Yes, you have to do what you have to do to win, but the only thing more boring than a rolling maul is a scrum penalty.

And we’re unlikely to roll as easily, if at all, against Wales and whoever we’ll play in the quarter-finals (most probably France if we defeat Wales next weekend, England if we don’t).

The Wallabies again showed they are capable of particularly unintelligent rugby, unable to adapt on the field to the game in front of them.

Too often it seems the men in gold need someone to tell them what’s going on at half-time. It’s a luxury they can’t afford against Wales or in the knockout stages.

The obvious and invidious comparison is the way New Zealand adapted on the field to South Africa’s opening onslaught.

Despite only getting three points for their efforts, the Springboks dominated the opening quarter, their rush defence pinning down the All Blacks.

So the ABs changed the game with shallow kicks over the line, defusing the rush’s impact.

A couple of flashes of well-supported brilliance gave the ABs 14 points and the second quarter.

Along with New Zealand’s usual masterful referee management, that was enough to win a riveting game when the second half was again divided a quarter each.

Yes, New Zealand was confirmed as tournament favourites, showing all the talent, smarts and depth expected.

The modern All Blacks always look like men who, when they are not training, practising or playing rugby, are playing touch and talking and thinking about rugby and being an All Black.

RWC 2019
NZ’s Beauden Barrett sparked a moment of brilliance that led to a try. Photo: Getty

This was a team prepared to meet its greatest rugby foe, but could also be so composed and savvy to perform a synchronised bow to the crowd afterwards. Nice touch.

Yet the 2019 ABs, the better, smarter team on Saturday night, also confirmed they are not invincible.

South Africa was closer than the score indicated. A couple of things could have gone another way … coulda, shoulda, didn’t.

More importantly, the Boks should be expected to learn from what went wrong. It would be hard to believe they would again have such a woeful kicking game, most obviously the worst box kicking I’ve think I’ve ever seen at the top level.

Those who will meet New Zealand in the quarter- and semi-finals know they will have to bring their very best game and rely on the Kiwis being less than perfect. It happens – it was the case for half the match on Saturday.

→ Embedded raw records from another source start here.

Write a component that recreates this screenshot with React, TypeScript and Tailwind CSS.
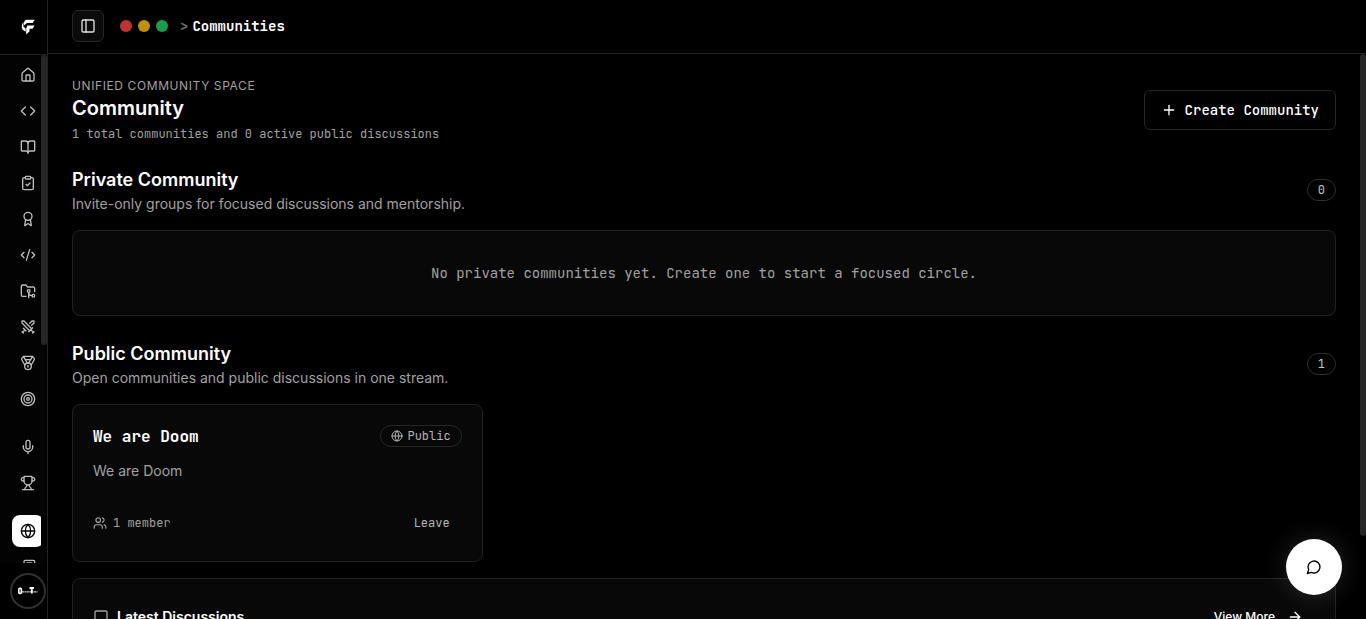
import type { ReactNode } from 'react';
import {
  ArrowRight, Award, BookOpen, ClipboardCheck, Code, CodeXml, FolderGit2, Globe, House, Medal,
  Mic, Newspaper, PanelLeft, Plus, Swords, Target, Trophy, Users,
} from 'lucide-react';

const mono = "font-['JetBrains_Mono','DejaVu_Sans_Mono',monospace]";

const groups = [
  [
    { label: 'Home', Icon: House },
    { label: 'Practice', Icon: Code },
    { label: 'Courses', Icon: BookOpen },
    { label: 'Assessments', Icon: ClipboardCheck },
    { label: 'Certificates', Icon: Award },
    { label: 'Editor', Icon: CodeXml },
    { label: 'Projects', Icon: FolderGit2 },
    { label: 'Battles', Icon: Swords },
    { label: 'Achievements', Icon: Medal },
    { label: 'Goals', Icon: Target },
  ],
  [
    { label: 'Interviews', Icon: Mic },
    { label: 'Leaderboard', Icon: Trophy },
  ],
  [
    { label: 'Communities', Icon: Globe, active: true },
    { label: 'News', Icon: Newspaper },
  ],
];

function Outline({ className, children }: { className: string; children: ReactNode }) {
  return (
    <svg
      viewBox="0 0 24 24"
      className={className}
      fill="none"
      stroke="currentColor"
      strokeWidth="2"
      strokeLinecap="round"
      strokeLinejoin="round"
      aria-hidden="true"
    >
      {children}
    </svg>
  );
}

function Sidebar() {
  return (
    <aside className="flex w-12 shrink-0 flex-col border-r border-[#222] bg-[#030303]">
      <a href="#" aria-label="Dashboard" className="flex h-[55px] shrink-0 items-center justify-center border-b border-[#222] bg-black pl-2">
        <svg viewBox="0 0 14 16" className="h-4 w-3.5 fill-white" aria-hidden="true">
          <path d="M5 .8H13.8L11.6 3.9H6L2.9 6.4V4.2C3.2 2.6 3.9 1.5 5 .8Z" />
          <path d="M2.4 3V7.4L4.6 9.6V12.8L1.4 10.6C.4 8.6.5 4.9 2.4 3Z" />
          <path d="M6.4 6.5H13.6L11.5 9.8H8.6L8.4 12.4 5.2 15.6V9.2Z" />
        </svg>
      </a>
      <div className="flex min-h-0 flex-1">
        <nav aria-label="Main" className="flex min-w-0 flex-1 flex-col gap-4 overflow-hidden pt-1 pl-3">
          {groups.map((group, i) => (
            <ul key={i} className="flex flex-col gap-1">
              {group.map(({ label, Icon, ...rest }) => (
                <li key={label}>
                  <a
                    href="#"
                    aria-label={label}
                    className={
                      'active' in rest
                        ? 'flex size-8 items-center justify-center rounded-lg bg-white text-black'
                        : 'flex size-8 items-center justify-center rounded-lg text-[#bdbdbd]'
                    }
                  >
                    <Icon className="size-4" />
                  </a>
                </li>
              ))}
            </ul>
          ))}
        </nav>
        <div className="w-1.5 shrink-0">
          <div className="h-[57%] rounded-full bg-[#262626]" />
        </div>
      </div>
      <div className="flex h-14 shrink-0 items-center justify-center bg-black pl-2">
        <button aria-label="Account" className="flex size-9 shrink-0 items-center justify-center rounded-full border-2 border-[#303030] bg-black">
          <svg viewBox="0 0 20 8" className="h-2 w-5" fill="none" stroke="#fff" aria-hidden="true">
            <rect x="0.8" y="1.4" width="2.6" height="5" rx="1" strokeWidth="1.6" />
            <path d="M11.5 1h4.5M13.8 1v5.5" strokeWidth="1.8" />
            <path d="M4 4.8h15.5" strokeWidth="1.2" strokeDasharray="2 .4" opacity=".8" />
          </svg>
        </button>
      </div>
    </aside>
  );
}

function SectionHeading({ title, text, count }: { title: string; text: string; count: number }) {
  return (
    <div className="flex items-center justify-between">
      <div>
        <h2 className="text-lg leading-7 font-semibold text-white">{title}</h2>
        <p className="text-sm text-[#a1a1a1]">{text}</p>
      </div>
      <span className={`${mono} rounded-full border border-[#2e2e2e] px-2.5 py-0.5 text-xs text-[#c4c4c4]`}>{count}</span>
    </div>
  );
}

export default function App() {
  return (
    <div className="flex h-screen overflow-hidden bg-black font-[Inter,sans-serif] text-white">
      <Sidebar />
      <div className="flex min-w-0 flex-1 flex-col">
        <header className="flex h-[54px] shrink-0 items-center border-b border-[#222] px-6 pb-px">
          <button aria-label="Toggle sidebar" className="flex size-8 items-center justify-center rounded-md border border-[#262626] bg-[#0b0b0b] text-[#e5e5e5]">
            <PanelLeft className="size-4" />
          </button>
          <div className="ml-4 flex gap-1.5" aria-hidden="true">
            <span className="size-3 rounded-full bg-[#bd3434]" />
            <span className="size-3 rounded-full bg-[#bf9008]" />
            <span className="size-3 rounded-full bg-[#1b9e4b]" />
          </div>
          <div className={`${mono} ml-3 flex gap-1 text-sm font-bold`}>
            <span className="text-[#737373]">&gt;</span>
            <h1 className="text-white">Communities</h1>
          </div>
        </header>

        <div className="flex min-h-0 flex-1">
          <main className="min-w-0 flex-1 overflow-hidden p-6">
            <div className="flex items-center justify-between">
              <div>
                <p className="text-xs tracking-wider text-[#a1a1a1] uppercase">Unified community space</p>
                <h2 className="text-xl leading-7 font-semibold">Community</h2>
                <p className={`${mono} mt-1 text-xs text-[#a1a1a1]`}>1 total communities and 0 active public discussions</p>
              </div>
              <button className={`${mono} flex h-10 items-center gap-2 rounded-md border border-[#262626] px-4 text-sm font-medium`}>
                <Plus className="size-4" />
                Create Community
              </button>
            </div>

            <section className="mt-6">
              <SectionHeading title="Private Community" text="Invite-only groups for focused discussions and mentorship." count={0} />
              <div className="mt-4 rounded-lg border border-[#222] bg-[#080808] p-8 text-center">
                <p className={`${mono} text-sm text-[#a1a1a1]`}>No private communities yet. Create one to start a focused circle.</p>
              </div>
            </section>

            <section className="mt-6">
              <SectionHeading title="Public Community" text="Open communities and public discussions in one stream." count={1} />
              <div className="mt-4 grid grid-cols-3 gap-4">
                <article className="rounded-lg border border-[#222] bg-[#080808] p-5">
                  <div className="flex items-start justify-between">
                    <h3 className={`${mono} text-base font-bold`}>We are Doom</h3>
                    <span className={`${mono} flex items-center gap-1 rounded-full border border-[#262626] px-2.5 py-0.5 text-xs text-[#b5b5b5]`}>
                      <Globe className="size-3" />
                      Public
                    </span>
                  </div>
                  <p className="mt-3 text-sm text-[#a1a1a1]">We are Doom</p>
                  <div className={`${mono} mt-6 flex items-center justify-between text-xs text-[#a1a1a1]`}>
                    <span className="flex items-center gap-1.5">
                      <Users className="size-3.5" />
                      1 member
                    </span>
                    <button className="h-9 px-3 text-[#b5b5b5]">Leave</button>
                  </div>
                </article>
              </div>
              <section className="mt-4 rounded-lg border border-[#222] bg-[#080808] p-5">
                <div className="flex items-center justify-between">
                  <h3 className="flex items-center gap-2 text-sm font-semibold">
                    <Outline className="size-4 text-[#a1a1a1]">
                      <path d="M21 15a2 2 0 0 1-2 2H7l-4 4V5a2 2 0 0 1 2-2h14a2 2 0 0 1 2 2z" />
                    </Outline>
                    Latest Discussions
                  </h3>
                  <button className="flex h-9 items-center gap-3 px-3 text-xs font-medium">
                    View More
                    <ArrowRight className="size-4" />
                  </button>
                </div>
              </section>
            </section>
          </main>
          <div className="w-1.5 shrink-0">
            <div className="h-[85.3%] rounded-full bg-[#262626]" />
          </div>
        </div>
      </div>
      <button
        aria-label="Open chat"
        className="fixed right-6 bottom-6 flex size-14 items-center justify-center rounded-full bg-white text-black shadow-[0_0_24px_rgba(255,255,255,0.15)]"
      >
        <Outline className="size-4">
          <path d="M7.9 20A9 9 0 1 0 4 16.1L2 22Z" />
        </Outline>
      </button>
    </div>
  );
}
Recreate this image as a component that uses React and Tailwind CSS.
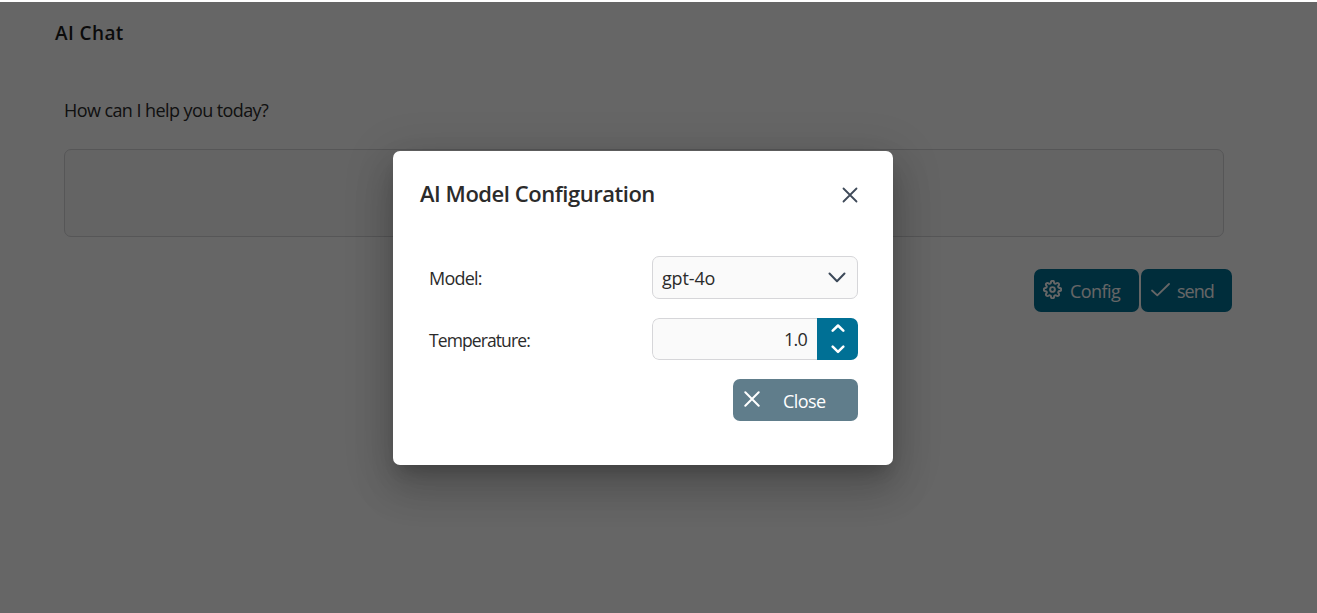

The other team involved in all the weekend’s matches, the referees, will hopefully improve and find some consistency across the tournament.

Very different standards and interpretations of the laws were on display, always grist for the rugby mill.

For Australia, we must also reasonably believe the Wallabies will be better for the nervous first game being out of the way, that next weekend they will fully respect the opposition from the start.

The suspicion that Dane Haylett-Petty should be in the starting side was confirmed with Kurtley Beale coming off the bench as required.

Also confirmed was the massive handicap we have carried since Michael Lynagh retired – we don’t have a world-class goalkicker … if Matt Burke could be spared from commentary duties.

Our line-out should have been a strong point on Saturday. The rolling maul tries not withstanding – it wasn’t.

The line-out is as much a test of thinking as jumping. We could have taken lessons from the variations used by Fiji and little Japan.

How quickly we can learn to focus and think for 80 minutes – we find out next weekend.